- [TASK DESCRIPTION]
Read the lines below and count those that have the word "React". Respond with the number only.

- [SOURCE EXCERPT]
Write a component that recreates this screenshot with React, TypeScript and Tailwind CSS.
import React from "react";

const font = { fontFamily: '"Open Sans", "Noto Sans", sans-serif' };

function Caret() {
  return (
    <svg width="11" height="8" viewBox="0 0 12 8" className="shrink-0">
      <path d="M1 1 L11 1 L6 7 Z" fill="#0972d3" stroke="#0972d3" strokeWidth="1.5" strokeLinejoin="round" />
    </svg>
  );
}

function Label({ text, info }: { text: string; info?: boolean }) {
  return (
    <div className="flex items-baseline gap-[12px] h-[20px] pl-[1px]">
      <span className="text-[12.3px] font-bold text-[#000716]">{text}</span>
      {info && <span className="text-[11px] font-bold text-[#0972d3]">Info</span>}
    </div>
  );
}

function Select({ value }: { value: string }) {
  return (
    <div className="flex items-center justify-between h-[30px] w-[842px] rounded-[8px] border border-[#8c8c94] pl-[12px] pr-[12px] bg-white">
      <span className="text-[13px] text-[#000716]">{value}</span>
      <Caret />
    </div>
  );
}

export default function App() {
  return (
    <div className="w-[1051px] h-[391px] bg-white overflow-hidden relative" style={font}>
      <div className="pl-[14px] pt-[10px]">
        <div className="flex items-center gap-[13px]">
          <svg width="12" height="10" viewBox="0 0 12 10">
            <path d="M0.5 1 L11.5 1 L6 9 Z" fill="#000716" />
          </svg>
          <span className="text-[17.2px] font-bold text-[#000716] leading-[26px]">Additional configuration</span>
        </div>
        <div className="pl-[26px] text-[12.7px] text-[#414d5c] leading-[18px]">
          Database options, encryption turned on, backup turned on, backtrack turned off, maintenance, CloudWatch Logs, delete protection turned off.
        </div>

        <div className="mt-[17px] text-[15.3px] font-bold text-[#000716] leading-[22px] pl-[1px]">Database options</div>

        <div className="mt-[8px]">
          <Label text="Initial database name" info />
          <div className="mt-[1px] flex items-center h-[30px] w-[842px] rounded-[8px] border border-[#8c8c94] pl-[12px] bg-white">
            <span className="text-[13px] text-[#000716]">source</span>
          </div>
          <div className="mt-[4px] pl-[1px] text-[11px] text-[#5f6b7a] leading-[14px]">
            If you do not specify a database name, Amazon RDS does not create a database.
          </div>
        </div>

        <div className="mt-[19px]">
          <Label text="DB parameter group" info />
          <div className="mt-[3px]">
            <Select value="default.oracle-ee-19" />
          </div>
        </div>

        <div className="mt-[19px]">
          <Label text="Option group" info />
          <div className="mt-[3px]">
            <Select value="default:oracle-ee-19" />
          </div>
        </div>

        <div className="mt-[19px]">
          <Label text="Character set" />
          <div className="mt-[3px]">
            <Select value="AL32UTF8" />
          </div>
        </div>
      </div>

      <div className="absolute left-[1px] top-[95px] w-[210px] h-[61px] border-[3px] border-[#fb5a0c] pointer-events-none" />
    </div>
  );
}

- [OUTPUT OF THE TASK]
2